The three deepest in situ temperature measurements define a linear relationship with depth (r2 = 0.99; N = 4) that passes close to the average of all mudline values (14.9°C ± 0.4°C; Fig. F23) but not to the XBT-derived seafloor temperature. If the XBT seafloor temperature is used, it is difficult to explain the magnitude of the geothermal gradient nonlinearity, given the very small change of thermal conductivity with depth at Site 1132. Thus, the XBT temperature was not used (Fig. F23).

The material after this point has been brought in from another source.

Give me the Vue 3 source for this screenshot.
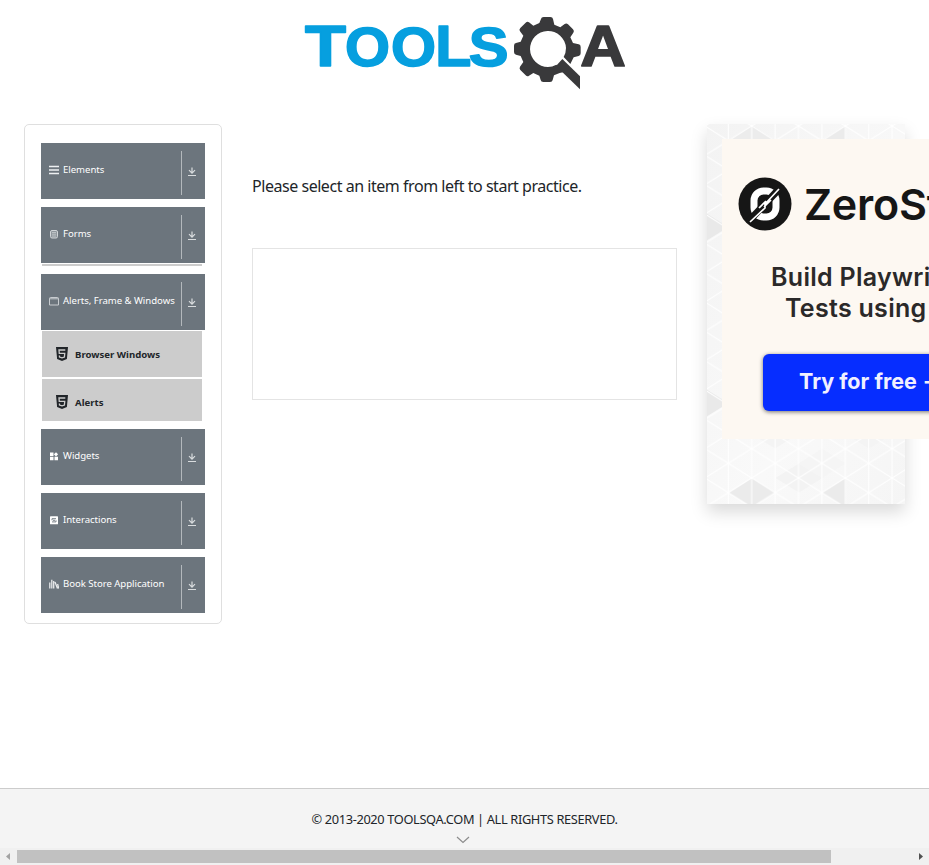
<script setup>
const groups = [
  { label: 'Elements', icon: 'menu' },
  { label: 'Forms', icon: 'form', strip: true },
  { label: 'Alerts, Frame & Windows', icon: 'window', children: ['Browser Windows', 'Alerts'] },
  { label: 'Widgets', icon: 'widgets' },
  { label: 'Interactions', icon: 'interact' },
  { label: 'Book Store Application', icon: 'books' }
]
const shades = [
  [45, 16, '#ececec'], [45, 368.7, '#ebebeb'], [-2, 103, '#e9e9e9'], [-2, 279, '#e9e9e9'],
  [92, 354, '#f3f3f3'], [115, 339.4, '#f5f5f5'], [68, 310, '#f4f4f4'], [162, 310, '#f4f4f4']
].map(([x, y, fill]) => ({ fill, points: `${x - 23.4},${y} ${x},${y - 14.6} ${x + 23.4},${y} ${x},${y + 14.6}` }))
</script>

<template>
  <div class="page">
    <header>
      <svg class="logo" viewBox="0 0 1020 270">
        <g class="tools">
          <text transform="translate(27 175) scale(1.17 .985)">T</text>
          <text transform="translate(147 175) scale(1.01 .97)">O</text>
          <text transform="translate(285 175) scale(1.01 .97)">O</text>
          <text transform="translate(418 175) scale(1.03 .985)">L</text>
          <text transform="translate(518 175) scale(1.04 .97)">S</text>
        </g>
        <g fill="#39393b">
          <path fill-rule="evenodd" d="M735 33q1-6 8-6h20q7 0 8 6l4 17 18 8 13-10q5-4 10 1l15 15q5 5 1 10l-9 14 8 17 17 4q6 1 6 8v19q0 7-6 8l-15 4-10 20-20-21q7-12 7-27a54 54 0 1 0-54 57q13 0 25-7l23 22-13 3-17 7-4 14q-1 6-8 6h-20q-7 0-8-6l-4-13-18-8-13 8q-5 4-10-1l-16-16q-4-5-1-10l10-14-8-18-14-4q-6-1-6-8v-19q0-7 6-8l14-4 8-18-10-13q-4-5 1-10l16-16q5-5 10-1l13 10 18-8Z" />
          <path d="m799 153 53 52v39l-72-70Z" />
          <text class="mark" transform="translate(853 175) scale(1.1 .985)">A</text>
        </g>
      </svg>
    </header>

    <main>
      <aside>
        <section v-for="g in groups" :key="g.label">
          <div class="group">
            <svg class="icon" viewBox="0 0 10 10">
              <path v-if="g.icon === 'menu'" d="M0 1.5h10M0 5h10M0 8.5h10" stroke="#edf0f2" stroke-width="1.7" />
              <g v-else-if="g.icon === 'form'" fill="#90979d" stroke="#d0d4d7">
                <rect x="1.5" y="1.5" width="7" height="7.5" rx="1.5" /><path d="M3 3.5h4M3 5.2h4M3 7h4" stroke-width=".7" />
              </g>
              <path v-else-if="g.icon === 'window'" d="M.5 2.5Q.5 1.5 1.5 1.5h7q1 0 1 1V9h-9ZM.5 2.8h9" fill="none" stroke="#c8ccd0" />
              <path v-else-if="g.icon === 'widgets'" d="M1 1.5h3.5V5H1zM7 1.2l2.1 2.1L7 5.4 4.9 3.3zM1 5.8h3.5v3.5H1zM5.5 5.8H9v3.5H5.5z" fill="#fff" />
              <g v-else-if="g.icon === 'interact'"><rect x="1" y="1.3" width="8" height="8" rx=".6" fill="#fff" /><path d="M3 5.3V3.7h4M7 5.3v1.6H3M4 5.3h2" stroke="#6c757d" stroke-width=".9" fill="none" /></g>
              <path v-else d="M.8 9.5v-6M2.8 9.5V.8M4.7 9.5V2M6 3l2.5 6.5M8.6 5l1.2 4.5" stroke="#e8eaec" stroke-width="1.3" />
            </svg>
            <span class="label">{{ g.label }}</span>
            <span class="toggle"><svg viewBox="0 0 8 9"><path d="M4 .5V6M1 3.2l3 3 3-3M0 8.5h8" /></svg></span>
          </div>
          <div v-if="g.strip" class="strip"></div>
          <ul v-if="g.children">
            <li v-for="c in g.children" :key="c">
              <svg viewBox="0 0 12 14"><path d="M0 0h12l-1.1 12L6 14l-4.9-2Z" fill="#212529" /><path d="M9.3 3H3l.25 3.4h5.5L8.4 10 6 10.8 3.5 10l-.1-1.5" fill="none" stroke="#ccc" stroke-width="1.3" /></svg>
              <span>{{ c }}</span>
            </li>
          </ul>
        </section>
      </aside>

      <div class="content">
        <p>Please select an item from left to start practice.</p>
        <div class="frame"></div>
      </div>

      <div class="promo">
        <svg class="backdrop" viewBox="0 0 198 380">
          <defs>
            <pattern id="mesh" width="46.8" height="29.33" patternUnits="userSpaceOnUse" x="-2.1" y="16.7">
              <path d="M0 0v29.33M23.4 0v29.33M46.8 0v29.33M0 14.67 23.4 0 46.8 14.67 23.4 29.33Z" />
            </pattern>
            <linearGradient id="tone" x2="1" y2="1"><stop stop-color="#f3f3f3" /><stop offset=".6" stop-color="#f9f9f9" /><stop offset="1" stop-color="#f5f5f5" /></linearGradient>
          </defs>
          <rect width="198" height="380" fill="url(#tone)" />
          <polygon v-for="(s, i) in shades" :key="i" :points="s.points" :fill="s.fill" />
          <path d="M115 368.7 138.6 354v29.4ZM115 16l23.6-14.6v29.2Z" fill="#ebebeb" />
          <rect width="198" height="380" fill="url(#mesh)" />
        </svg>
        <div class="ad">
          <div class="brand">
            <svg viewBox="0 0 54 54">
              <circle cx="27" cy="27" r="26.5" fill="#161616" />
              <rect x="16" y="14" width="22" height="26" rx="9.5" fill="none" stroke="#fff" stroke-width="7" />
              <path d="M10 45 42 11" stroke="#161616" stroke-width="7" />
              <path d="M12 45 27 31v-4L41 12M21 31l7-7M26 30l7-7" fill="none" stroke="#fff" stroke-width="1.7" />
            </svg>
            <span>ZeroSt</span>
          </div>
          <div class="pitch">Build Playwri</div>
          <div class="pitch second">Tests using</div>
          <div class="cta">Try for free →</div>
        </div>
      </div>
    </main>

    <footer>
      <span>© 2013-2020 TOOLSQA.COM | ALL RIGHTS RESERVED.</span>
      <svg viewBox="0 0 14 8"><path d="m1 1 6 5.5L13 1" /></svg>
    </footer>
    <div class="scrollbar">
      <svg viewBox="0 0 17 17"><path d="M10 5v7L6 8.5Z" fill="#a3a3a3" /></svg>
      <div class="thumb"></div>
      <svg viewBox="0 0 17 17"><path d="M7 5v7l4-3.5Z" fill="#505050" /></svg>
    </div>
  </div>
</template>

<style>
body { margin: 0; overflow: hidden; background: #fff; }
</style>

<style scoped>
* { box-sizing: border-box; }
.page { width: 929px; height: 865px; display: flex; flex-direction: column; overflow: hidden; font-family: "Noto Sans", "Open Sans", sans-serif; color: #212529; }
header { height: 124px; padding: 8px 0 0 296px; flex: none; }
.logo { display: block; width: 340px; height: 90px; }
.logo text { font: bold 172px "Liberation Sans", sans-serif; }
.tools { fill: #069fdf; stroke: #069fdf; stroke-width: 5; stroke-linejoin: round; }
.mark { stroke: #39393b; stroke-width: 5; stroke-linejoin: round; }
main { flex: 1; display: flex; align-items: flex-start; padding-left: 24px; min-height: 0; }
aside { width: 198px; height: 500px; flex: none; border: 1px solid #dfdfdf; border-radius: 5px; padding: 18px 16px; display: flex; flex-direction: column; gap: 8px; }
.group { width: 164px; height: 56px; background: #6c757d; color: #fff; display: flex; padding: 8px 9px 4px 8px; }
.icon { width: 10px; height: 10px; margin-top: 14px; flex: none; }
.label { margin-left: 4px; margin-top: 11px; font-size: 9.6px; line-height: 15px; white-space: nowrap; flex: 1; letter-spacing: -.04px; }
.toggle { width: 15px; height: 44px; flex: none; border-left: 1px solid #b3b8bc; padding: 16px 0 0 6px; }
.toggle svg { display: block; width: 8px; height: 9px; fill: none; stroke: #d9dcde; stroke-width: 1.2; }
.strip { width: 160px; height: 2px; background: #ccc; margin: 1px 0 0 1px; }
ul { list-style: none; margin: 0; padding: 1px 0 0 1px; display: flex; flex-direction: column; gap: 2px; }
li { width: 160px; height: 46px; background: #ccc; display: flex; align-items: center; gap: 7px; padding: 1px 0 0 14px; font-size: 9.6px; font-weight: 700; }
li:last-child { height: 42px; padding-top: 4px; }
li svg { width: 12px; height: 14px; margin-bottom: 2px; }
li:last-child svg { margin-bottom: 0; }
.content { width: 425px; margin-left: 30px; flex: none; }
p { margin: 50px 0 49px; font-size: 16px; line-height: 25px; white-space: nowrap; letter-spacing: -.46px; }
.frame { height: 152px; border: 1px solid #e4e4e4; }
.promo { position: relative; width: 198px; height: 380px; margin-left: 30px; padding: 15px; flex: none; box-shadow: 0 8px 16px rgba(0,0,0,.15); }
.backdrop { position: absolute; inset: 0; width: 198px; height: 380px; }
.backdrop pattern path { fill: none; stroke: #fff; stroke-width: 1; }
.ad { position: relative; width: 300px; height: 300px; background: #fdf8f2; font-family: Inter, sans-serif; font-weight: 600; color: #2b2929; white-space: nowrap; padding: 38px 0 0 16px; }
.brand { display: flex; align-items: center; gap: 12px; height: 54px; font-size: 43px; letter-spacing: -.2px; color: #161616; }
.brand svg { width: 54px; height: 54px; }
.pitch { font-size: 25px; line-height: 31px; font-weight: 600; letter-spacing: .3px; margin: 31px 0 0 33px; }
.second { margin: 0 0 0 47px; }
.cta { margin: 30px 0 0 25px; width: 220px; height: 57px; background: #062dff; border-radius: 6px; color: #f0f0ff; font-size: 21.5px; font-weight: 700; line-height: 54px; padding-left: 36px; box-shadow: 0 1px 4px rgba(0,0,0,.55); }
footer { height: 60px; flex: none; background: #f4f4f4; border-top: 1px solid #ccc; display: flex; flex-direction: column; align-items: center; padding-top: 20px; font-size: 12.8px; line-height: 20px; letter-spacing: -.35px; }
footer svg { width: 14px; height: 8px; margin: 7px 3px 0 0; fill: none; stroke: #8c8c8c; stroke-width: 1.2; }
.scrollbar { height: 17px; flex: none; display: flex; justify-content: space-between; align-items: center; background: #f0f0f0; }
.scrollbar svg { width: 17px; height: 17px; }
.thumb { width: 814px; height: 13px; background: #c1c1c1; margin-right: auto; }
</style>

The geothermal gradient derived using Adara mudline temperatures is 41.6°C/km. The defined linear trend does not pass through the first Adara measurement at 35.5 mbsf, where the formation is similar in temperature to the highest estimates of seafloor temperature. This pattern strongly suggests that there is some circulation of seawater within the relatively coarse facies occurring in this interval. This conclusion is consistent with the presence of pore fluids of near-seawater salinity from 0 to 35 mbsf (see "Inorganic Geochemistry"). The geometric mean of thermal conductivity between 0 and 169 mbsf was used to determine heat flow at the site (0.99-0.074 W/[m·K]). Using this value and the geothermal gradient determined above, heat flow at the site is estimated to be 42-44.7 mW/m2. This value is identical to that determined at Site 1131, which has similar low thermal-conductivity sediments and is in a similar position, although somewhat deeper on the shelf margin.